HTA DATA TYPES AND STANDARDS

Data Types

The HTA is committed to ensuring access to spatial profiling data according to emerging FAIR standards (for Findability, Access, Interoperability, and Reproducibility). However, few well-recognized public standards and repositories exist, and so access to different types of data remains a work in progress.

HTA data currently comprises:

  • High-plex whole slide image data collected using cyclic immunofluorescence (CyCIF) and similar methods
  • Spatial feature tables computed from high-plex image data describing marker intensity and morphological features at a single cell level
  • Dissociative mRNA-Seq data
  • Transcriptional profiles obtained using micro-region transcript profiling methods such as GeoMX and Pick-Seq

We will add additional data types in the future.

Data Standards

We use established standardized data formats whenever possible.

Imaging data: BioFormats and OME-TIFF or the next generation NGFF replacements

Transcriptional data: Distributed via GEO using well-established approaches

Highly Multiplexed Tissue Images: A standard for multiplexed tissue images didn’t exist, so we developed the standard Minimum Information about highly multiplexed Tissue Imaging (MITI).

MITI repurposes best practices from other data types to highly multiplexed tissue images and traditional histology images. Individuals and organizations interested in MITI should visit the image.sc forum and may submit pull requests (i.e. requests for inclusion in the MITI “codebase” at https://github.com/miti-consortium/MITI). We are currently developing a practical and reliable means for capturing the information needed to adhere to the MITI standard.

Data Levels

MITI adopted the concept of Data Levels from dbGAP to manage image data and the corresponding spatial profiles. Higher data levels are more processed (see the MITI publication for additional details and background information).

Level 1 Data: Whole slide imaging usually involves acquisition of ~100 to 1,000 individual image tiles, each collected from a different X and Y location.
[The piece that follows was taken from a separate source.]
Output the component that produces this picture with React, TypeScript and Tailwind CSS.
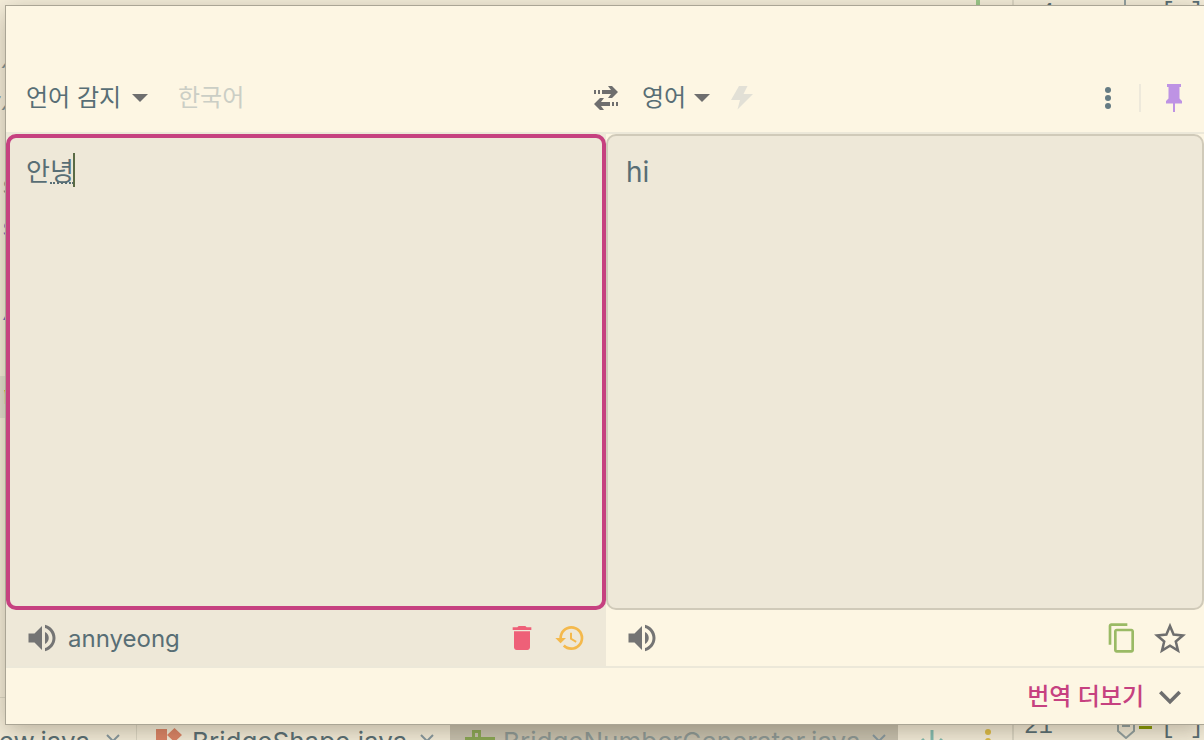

These individual multi-dimensional, subcellular resolution image tiles comprise Level 1 data.

Level 2 Data: Level 2 MITI data corresponds to full-resolution images that have undergone automated stitching, registration, illumination correction, background subtraction, intensity normalization, and have been stored in a standardized OME format.

To achieve this, Level 1 image tiles are combined at sub-pixel accuracy into a mosaic image in a process known as stitching. When high-plex images are assembled from multiple rounds of lower-plex imaging, it is also necessary to register channels to each other across imaging cycles and to correct for any unevenness in illumination (so-called flat fielding). Stitched and registered mosaics can be as large as 50,000 x 50,000 pixels x 100 channels, requiring ~500 GB of disk space. This level of processing is analogous to BAM files in genomics.

Level 3 Data: Level 3 data represent images that have been processed with some interpretive intent and are intended to be the primary type of image data distributed by tissue atlases and similar projects. Interpretive intent may include (i) full-resolution images following quality control or artifact removal, (ii) segmentation masks computed from such images, (iii) machine-generated spatial models, and (iv) images with human or machine-generated annotations.

Level 3 MITI data is roughly analogous to Level 3 mRNA expression data in genomics. However, whereas many users of genomic data only require access to processed level 3 and 4 data, which are usually quite compact, quantitative analysis of tissue images requires full-resolution primary images so that images and computed features can be examined in parallel.

Note: In the case of genomic data, de-identification risk restricts the distribution of Level 1 and 2 data; in the case of high-plex tissue images no such restriction exists but data levels have been harmonized with dbGAP so that Level 3 data is the primary type of data for public distribution. Date information has been removed from all image files in compliance with best practices for distribution of patient-derived data.

Level 4 Data: Level 4 data comprise features derived from level 3 images, most commonly single-cell features in “spatial feature tables” that describes marker intensities, cell coordinates and other single-cell features.

Level 4 data in spatial feature tables are a natural complement to Level 4 count tables in single cell sequencing data (e.g. scRNA-seq, scATAC-seq, scDNA-seq) and can be analyzed using many of the same dimensionality reduction methods (e.g. PCA, t-SNE and U-MAP) and online browsers such as cellxgene.

Level 5 Data: Level 5 data includes results computed from spatial feature tables or primary images.

Accessing terabyte-size full-resolution image data is impractically burdensome for browsing a large dataset, so we have developed a specialized browsing tool, MINERVA, to enable panning and zooming across large images using a standard web browser.